→ Data for this task:

□ □ □ □ □ □ □

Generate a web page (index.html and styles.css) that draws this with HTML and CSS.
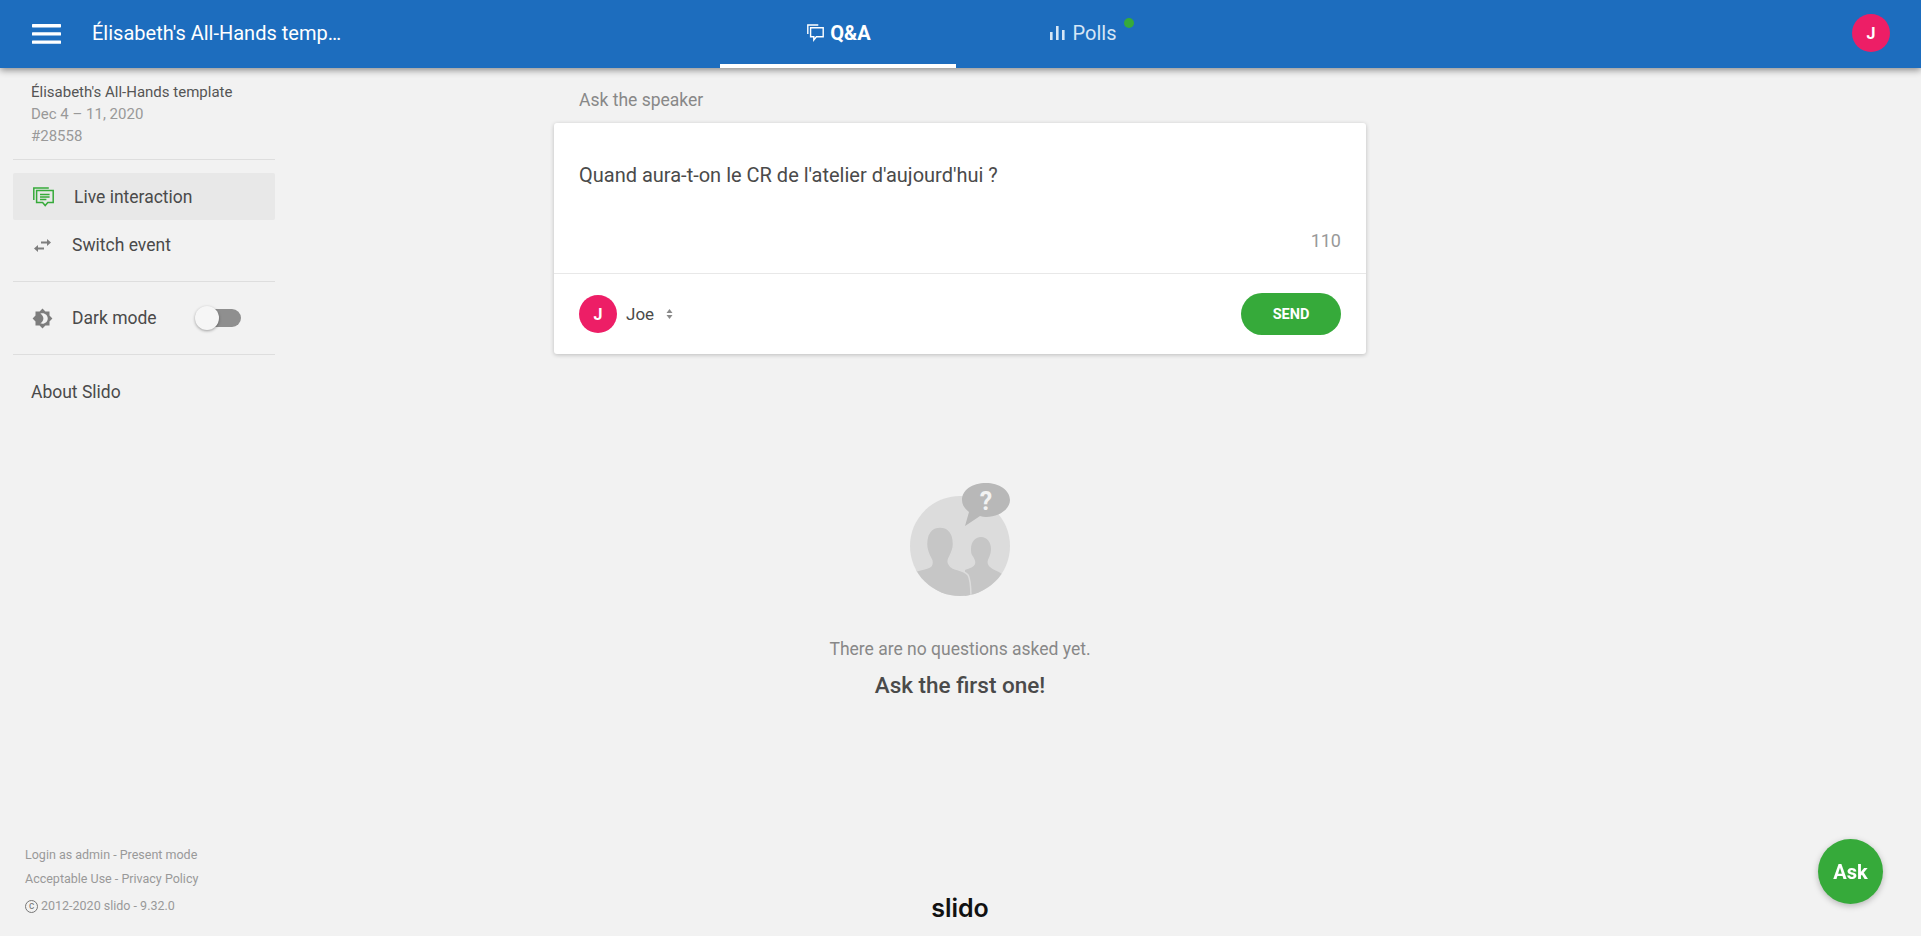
FILE: index.html
```html
<!DOCTYPE html>
<html lang="en">
<head>
  <meta charset="UTF-8">
  <meta name="viewport" content="width=device-width, initial-scale=1.0">
  <title>Slido</title>
  <link rel="stylesheet" href="styles.css">
</head>
<body>
  <header class="topbar">
    <div class="topbar-left">
      <svg class="menu-icon" width="29" height="20" viewBox="0 0 29 20"><rect width="29" height="3.4" rx="0.6"/><rect y="8.2" width="29" height="3.4" rx="0.6"/><rect y="16.4" width="29" height="3.4" rx="0.6"/></svg>
      <span class="event-title">Élisabeth's All-Hands temp…</span>
    </div>
    <nav class="tabs">
      <a class="tab tab-active">
        <svg width="17" height="18" viewBox="0 0 17 18" fill="none" stroke="#fff" stroke-width="1.4"><path d="M.8 10V1h10.5"/><path d="M3.6 3.8h12.6v9H9.4l-2.600 3.200v-3.200H3.600z"/></svg>
        Q&amp;A
      </a>
      <a class="tab tab-polls">
        <svg width="15" height="14" viewBox="0 0 15 14" fill="#d6e6f6"><rect y="6" width="2.6" height="8"/><rect x="6" width="2.6" height="14"/><rect x="12" y="4" width="2.6" height="10"/></svg>
        Polls
        <span class="tab-dot"></span>
      </a>
    </nav>
    <div class="avatar avatar-top">J</div>
  </header>

  <div class="page">
    <aside class="sidebar">
      <div class="event-info">
        <div class="event-name">Élisabeth's All-Hands template</div>
        <div>Dec 4 – 11, 2020</div>
        <div>#28558</div>
      </div>
      <div class="side-item side-item-active">
        <svg width="21" height="20" viewBox="0 0 21 20" fill="none" stroke="#36aa3a" stroke-width="1.5"><path d="M.8 13V1h15"/><path d="M3.6 3.6h16.600v12h-5.400l-2.600 3-2.600-3h-6z"/><path d="M7 7.400h9.600M7 10h9.600M7 12.600h6.400"/></svg>
        Live interaction
      </div>
      <div class="side-item">
        <svg width="17" height="13" viewBox="0 0 17 13" fill="#7d7d7d"><path d="M7 2.500h6V0l4 3.500-4 3.500V4.500H7z"/><path d="M10 8.500H4V6l-4 3.500L4 13v-2.500h6z"/></svg>
        Switch event
      </div>
      <div class="side-row">
        <svg width="21" height="21" viewBox="0 0 24 24" fill="#7d7d7d"><path d="M20 8.690V4h-4.690L12 .69 8.690 4H4v4.690L.69 12 4 15.310V20h4.690L12 23.310 15.310 20H20v-4.690L23.310 12 20 8.690zM12 18c-.89 0-1.740-.2-2.500-.55C11.560 16.500 13 14.420 13 12s-1.440-4.500-3.500-5.450C10.260 6.200 11.110 6 12 6c3.310 0 6 2.690 6 6s-2.690 6-6 6z"/></svg>
        <span>Dark mode</span>
        <span class="toggle"><span class="toggle-knob"></span></span>
      </div>
      <div class="side-about">About Slido</div>
      <footer class="side-footer">
        <div>Login as admin - Present mode</div>
        <div>Acceptable Use - Privacy Policy</div>
        <div class="copyright"><span class="copy-mark">c</span>2012-2020 slido - 9.32.0</div>
      </footer>
    </aside>

    <main class="content">
      <div class="ask-label">Ask the speaker</div>
      <section class="ask-card">
        <div class="ask-body">
          <div class="ask-text">Quand aura-t-on le CR de l'atelier d'aujourd'hui ?</div>
          <div class="ask-count">110</div>
        </div>
        <div class="ask-foot">
          <div class="avatar">J</div>
          <span class="ask-user">Joe</span>
          <svg class="sort-icon" width="7" height="10" viewBox="0 0 7 10" fill="#8a8a8a"><path d="M3.500 0l3 4h-6zM3.500 10l-3-4h6z"/></svg>
          <button class="send-btn">SEND</button>
        </div>
      </section>

      <svg class="empty-art" width="120" height="120" viewBox="20 16 120 120">
        <defs><clipPath id="disc"><circle cx="80" cy="86" r="50"/></clipPath></defs>
        <circle cx="80" cy="86" r="50" fill="#dcdcdc"/>
        <g clip-path="url(#disc)" fill="#c6c6c6">
          <path d="M101 77C107 77 111 82 111 89C111 94 109 97 108 100C107 103 108 105 110 107C113 110 118 111 122 114L122 140L85 140L85 110C90 108 94 107 95 104C96 101 94 98 92 95C91 93 91 91 91 89C91 82 95 77 101 77Z"/>
          <path stroke="#dcdcdc" stroke-width="1.5" d="M60 67C69 67 73.500 74 73.500 84C73.500 90 71 94 69 98C67 102 69 106 73 108C78 110 85 111 88 115C90 118 91 125 91 140L30 140L30 113C36 110 48 109 51 106C53 103 52 100 50 97C48 93 46.500 90 46.500 84C46.500 74 51 67 60 67Z"/>
        </g>
        <path d="M106 23C92 23 82 30 82 40C82 45 85 49 89 52L85 66L100 56C102 56.500 104 57 106 57C119 57 130 49 130 40C130 30 119 23 106 23Z" fill="#b8b8b8"/>
        <text class="empty-q" x="106" y="50" text-anchor="middle">?</text>
      </svg>
      <p class="empty-line">There are no questions asked yet.</p>
      <p class="empty-cta">Ask the first one!</p>

      <div class="brand">slido</div>
    </main>
  </div>

  <button class="fab">Ask</button>
</body>
</html>
```

FILE: styles.css
```css
* {
  margin: 0;
  padding: 0;
  box-sizing: border-box;
}
html, body {
  height: 100%;
  overflow: hidden;
}
body {
  font-family: Roboto, "Liberation Sans", sans-serif;
  background: #f2f2f2;
  color: #4a4a4a;
  display: flex;
  flex-direction: column;
}
.topbar {
  flex: none;
  height: 68px;
  display: flex;
  align-items: stretch;
  background: #1d6dbe;
  box-shadow: 0 2px 7px rgba(0, 0, 0, 0.45);
  color: #fff;
  position: relative;
  z-index: 2;
}
.topbar-left {
  width: 720px;
  display: flex;
  align-items: center;
  padding-left: 32px;
}
.menu-icon {
  fill: #fff;
  flex: none;
}
.event-title {
  margin-left: 31px;
  font-size: 20px;
  line-height: 28px;
  margin-top: -2px;
}
.tabs {
  display: flex;
}
.tab {
  position: relative;
  width: 236px;
  display: flex;
  align-items: center;
  justify-content: center;
  gap: 6px;
  font-size: 20px;
  padding-bottom: 2px;
  color: #d6e6f6;
}
.tab-active {
  color: #fff;
  font-weight: 700;
  border-bottom: 4px solid #fff;
  padding: 1px 0 0 2px;
}
.tab-polls {
  width: 254px;
  gap: 8px;
}
.tab-dot {
  position: absolute;
  left: 168px;
  top: 18px;
  width: 10px;
  height: 10px;
  border-radius: 50%;
  background: #36aa3a;
}
.avatar {
  flex: none;
  width: 38px;
  height: 38px;
  border-radius: 50%;
  background: #ed1e66;
  color: #fff;
  display: flex;
  align-items: center;
  justify-content: center;
  font-size: 16px;
  font-weight: 700;
}
.avatar-top {
  align-self: center;
  margin-left: auto;
  margin-right: 31px;
  margin-top: -2px;
}

.page {
  flex: 1;
  min-height: 0;
  display: grid;
  grid-template-columns: 275px 1fr 276px;
}
.sidebar {
  padding-left: 13px;
  display: flex;
  flex-direction: column;
  font-size: 17.5px;
}
.event-info {
  padding: 13px 0 12px 18px;
  font-size: 15px;
  line-height: 22px;
  color: #999;
  border-bottom: 1px solid #dedede;
  margin-bottom: 13px;
}
.event-name {
  color: #555;
}
.side-item {
  height: 48px;
  padding-left: 21px;
  padding-top: 2px;
  display: flex;
  align-items: center;
  gap: 21px;
}
.side-item-active {
  height: 47px;
  padding-left: 20px;
  padding-top: 1px;
  gap: 20px;
  background: #e8e8e8;
  border-radius: 2px;
}
.side-row {
  height: 74px;
  margin-top: 13px;
  padding-left: 19px;
  display: flex;
  align-items: center;
  gap: 19px;
  border-top: 1px solid #dedede;
  border-bottom: 1px solid #dedede;
}
.toggle {
  position: relative;
  width: 44px;
  height: 18px;
  margin-left: 21px;
  border-radius: 9px;
  background: #8f8f8f;
}
.toggle-knob {
  position: absolute;
  left: -2px;
  top: -3px;
  width: 24px;
  height: 24px;
  border-radius: 50%;
  background: #f6f6f6;
  box-shadow: 0 1px 3px rgba(0, 0, 0, 0.35);
}
.side-about {
  padding: 25px 0 0 18px;
  line-height: 24px;
}
.side-footer {
  margin-top: auto;
  margin-left: -13px;
  padding: 0 0 18px 25px;
  font-size: 12.5px;
  line-height: 24px;
  color: #999;
}
.copyright {
  margin-top: 3px;
  display: flex;
  align-items: center;
  gap: 3px;
}
.copy-mark {
  width: 13px;
  height: 13px;
  border: 1px solid #777;
  border-radius: 50%;
  color: #777;
  font-size: 10px;
  line-height: 10px;
  text-align: center;
}

.content {
  display: flex;
  flex-direction: column;
  align-items: center;
  min-height: 0;
}
.ask-label {
  width: 812px;
  margin-top: 20px;
  margin-bottom: 11px;
  padding-left: 25px;
  font-size: 17.5px;
  line-height: 24px;
  color: #888;
}
.ask-card {
  width: 812px;
  background: #fff;
  border-radius: 3px;
  box-shadow: 0 1px 4px rgba(0, 0, 0, 0.22);
}
.ask-body {
  height: 150px;
  padding: 40px 25px 20px;
  display: flex;
  flex-direction: column;
  font-size: 20px;
  line-height: 24px;
}
.ask-count {
  margin-top: auto;
  font-size: 18px;
  text-align: right;
  color: #999;
}
.ask-foot {
  height: 81px;
  padding: 0 25px;
  display: flex;
  align-items: center;
  border-top: 1px solid #e8e8e8;
}
.ask-user {
  margin-left: 9px;
  font-size: 17px;
}
.sort-icon {
  margin-left: 12px;
}
.send-btn {
  margin-left: auto;
  width: 100px;
  height: 42px;
  border: none;
  border-radius: 21px;
  background: #36aa3a;
  color: #fff;
  font-family: inherit;
  font-size: 14.5px;
  font-weight: 700;
}
.empty-art {
  margin-top: 122px;
  flex: none;
}
.empty-q {
  font-family: Roboto, sans-serif;
  font-size: 25px;
  font-weight: 700;
  fill: #f2f2f2;
}
.empty-line {
  margin-top: 41px;
  font-size: 17.5px;
  line-height: 24px;
  color: #888;
}
.empty-cta {
  margin-top: 9px;
  font-size: 22.5px;
  line-height: 30px;
  font-weight: 500;
}
.brand {
  margin-top: auto;
  margin-bottom: 12px;
  font-family: Inter, sans-serif;
  font-size: 25px;
  line-height: 32px;
  font-weight: 600;
  color: #111;
}
.fab {
  position: fixed;
  left: 1818px;
  top: 839px;
  width: 65px;
  height: 65px;
  border: none;
  border-radius: 50%;
  background: #36aa3a;
  color: #fff;
  font-family: inherit;
  font-size: 20px;
  font-weight: 700;
  box-shadow: 0 2px 6px rgba(0, 0, 0, 0.25);
}
```
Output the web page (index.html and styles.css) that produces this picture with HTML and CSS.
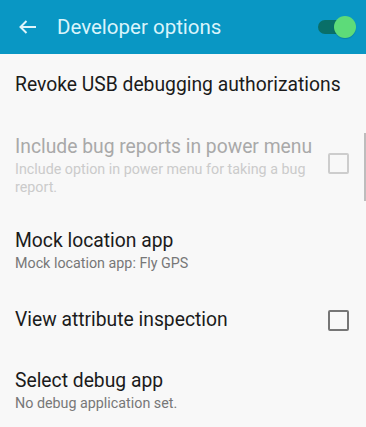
FILE: index.html
```html
<!DOCTYPE html>
<html>
<head>
<meta charset="utf-8">
<link rel="stylesheet" href="styles.css">
</head>
<body>
<div class="screen">
  <header class="appbar">
    <svg class="back" width="18" height="14" viewBox="0 0 18 14">
      <path d="M1.5 7H17M7.5 1L1.5 7L7.5 13" fill="none" stroke="#def4fa" stroke-width="2"/>
    </svg>
    <div class="title">Developer options</div>
    <div class="toggle"><span class="track"></span><span class="thumb"></span></div>
  </header>
  <div class="list">
    <div class="row">
      <div class="text"><div class="t">Revoke USB debugging authorizations</div></div>
    </div>
    <div class="row disabled">
      <div class="text">
        <div class="t">Include bug reports in power menu</div>
        <div class="s">Include option in power menu for taking a bug report.</div>
      </div>
      <div class="check"></div>
    </div>
    <div class="row">
      <div class="text">
        <div class="t">Mock location app</div>
        <div class="s">Mock location app: Fly GPS</div>
      </div>
    </div>
    <div class="row">
      <div class="text"><div class="t">View attribute inspection</div></div>
      <div class="check"></div>
    </div>
    <div class="row">
      <div class="text">
        <div class="t">Select debug app</div>
        <div class="s">No debug application set.</div>
      </div>
    </div>
    <div class="scrollbar"></div>
  </div>
</div>
</body>
</html>
```

FILE: styles.css
```css
html, body {
  margin: 0;
  padding: 0;
  background: #f8f8f8;
}
.screen {
  width: 366px;
  height: 427px;
  overflow: hidden;
  font-family: Roboto, "Liberation Sans", sans-serif;
  background: #f8f8f8;
}
.appbar {
  height: 54px;
  background: #0997c4;
  display: flex;
  align-items: center;
  padding-left: 19px;
  box-sizing: border-box;
}
.back {
  display: block;
  margin-right: 20px;
}
.title {
  color: #d9f4fb;
  font-size: 20.5px;
  flex: 1;
}
.toggle {
  position: relative;
  width: 40px;
  height: 22px;
  margin-right: 9px;
}
.track {
  position: absolute;
  left: 1px;
  top: 4px;
  width: 32px;
  height: 14px;
  border-radius: 7px;
  background: #096f68;
}
.thumb {
  position: absolute;
  left: 17px;
  top: 0;
  width: 22px;
  height: 22px;
  border-radius: 50%;
  background: #5ddb79;
  box-shadow: 0 1px 1px rgba(0,0,0,0.15);
}
.list {
  position: relative;
}
.row {
  min-height: 64px;
  box-sizing: border-box;
  padding: 16px 17px 16px 15px;
  display: flex;
  align-items: center;
}
.text {
  flex: 1;
  padding-right: 14px;
}
.t {
  font-size: 19.3px;
  line-height: 26px;
  color: #1b1b1b;
  white-space: nowrap;
}
.s {
  font-size: 14.3px;
  line-height: 18px;
  color: #777777;
}
.row:first-child .t { margin-top: -2px; }
.disabled .t { color: #a9a9a9; }
.disabled .s { color: #cbcbcb; }
.check {
  width: 21px;
  height: 21px;
  box-sizing: border-box;
  border: 2px solid #767676;
  border-radius: 2px;
  flex: none;
}
.disabled .check { border-color: #cdcdcd; margin-top: -3px; }
.scrollbar {
  position: absolute;
  right: 0;
  top: 79px;
  width: 2px;
  height: 68px;
  background: #bdbdbd;
}
```
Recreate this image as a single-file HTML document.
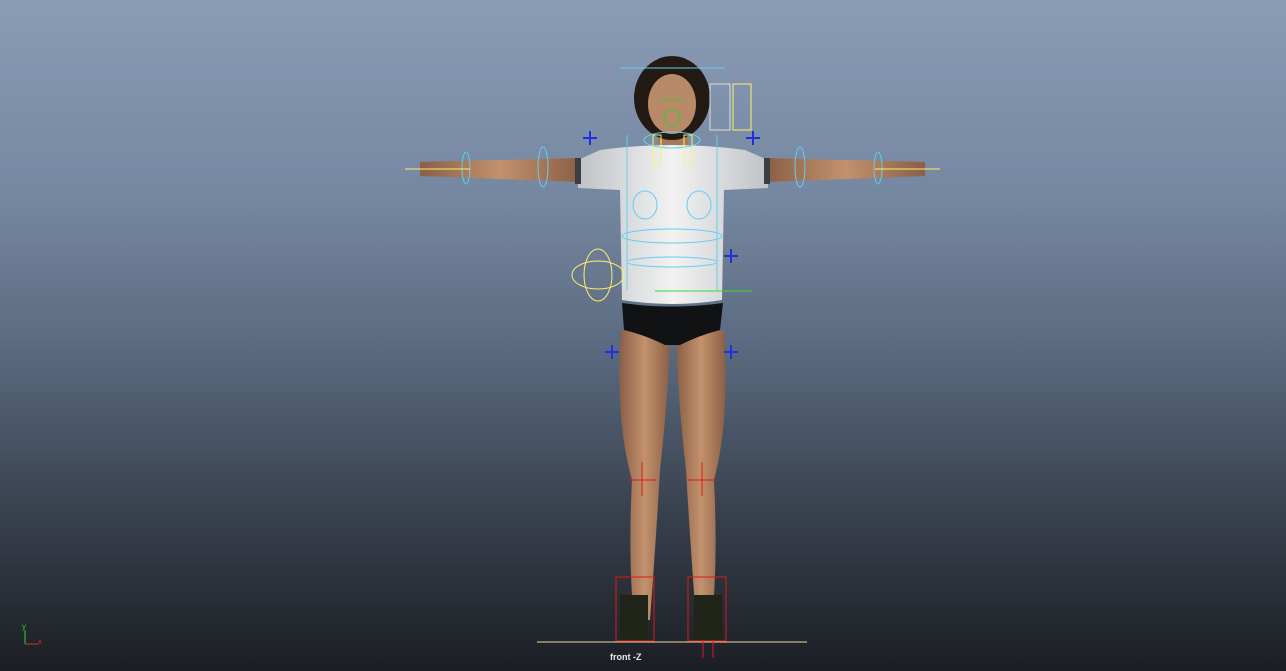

□ □ □ □ □ □ □

→ Required task: Count the lines above that contain the word "with", and give only that number.

→ Response to this exercise: 2